The deadline for applications was Friday, 21 February, I received confirmation of receipt of my materials on Monday, 24 February, and a rejection letter dated Tuesday, 25 February. Either this is the single most efficient committee in the recorded history of all committees ever or the search is a sham; and I know enough academics to know where the safe money lies. We are, as a rule and a group, just not that efficient. I have heard from sources on the ground that they are hosting three candidates in the coming weeks, but I have to believe it's pro forma and that they already know which one they will hire. The timeline's just too hinky to be credible.

In a sense I am relieved. I wouldn't want colleagues who behave like that, willing to waste people's time and play on their emotions and put on a dog-and-pony show whose outcome is already a given. Sham searches are deeply unethical and are poor practice, to boot. I'm glad I found it out this way than, say, from the inside when it would be much harder to escape. It affirms for me that I am at the right place: The one other university in the country that I thought might possibly have a program that would be a better fit for me intellectually than the one that NYU has behaves, in a corporate sense, badly. The grass I thought might have been greener over there actually isn't, and lucky me to have found out on the cheap.

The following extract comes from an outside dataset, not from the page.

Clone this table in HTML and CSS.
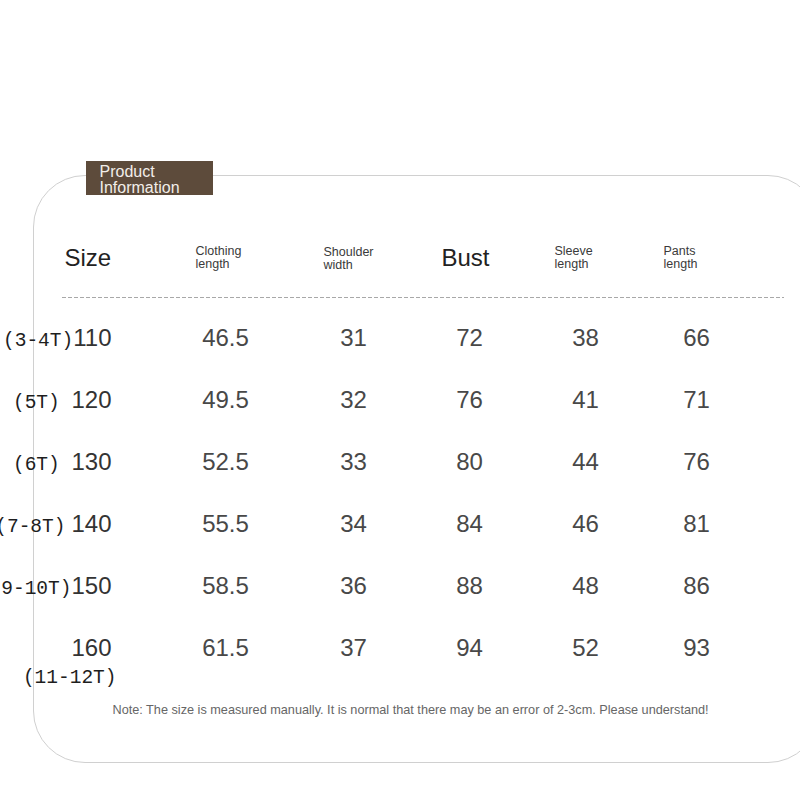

It's still a body blow, though.

I know that some search committees are horrible about communicating with candidates and can be unbearably cruel when they do. That wasn't the case here, but the letter was still off in two ways. First, it tips its hand as to the done-and-dusted nature of the search: The institution, the letter says, "has decided to pursue another candidate who more closely matches our requirements." Another candidate. One. Even if they are bringing three to campus, they know who they are are going to hire. I wish that more people would remember that the moral of the move Footnote is: Don't try to pull one over on a philologist. It won't work.

Second, it assured me that "this decision is not a reflection on the quality of your work but is, rather, determined by our need to locate a faculty member with a strong commitment to multidisciplinary work in the field." It's the first time in my life that I've been accused of not being interdisciplinary enough. What a dumb excuse. What a ridiculous thing to expect me to believe. Normally people don't know what to do with me because I don't fit neatly into a box of literature or history, of Spanish, Arabic, or Hebrew, of textual or manuscript studies. It in fact has to be about the quality of my work, because I am completely committed to multidisciplinary work in the field. Or it has to be not about me at all.

I know, in fact, that it's not about me. The timeline and the wording of the letter make that abundantly clear; but my ego still hurts.

Look. I know that I have been extraordinarily lucky in my professional life and I don't take that for granted for a second. I know, from all the horror stories around me, that it is a luxury to have been able to apply for only two jobs in a cycle and have the outcome of those searches not be what determines whether I will be able to continue on in my chosen profession or put food on my table. And so this post isn't so much about the job market as it is about still being green enough that my first exposure to certain realities of the profession — the compromised ethics, the willingness to use people to make things look legitimate, the sheer hubris of it all — are shocking.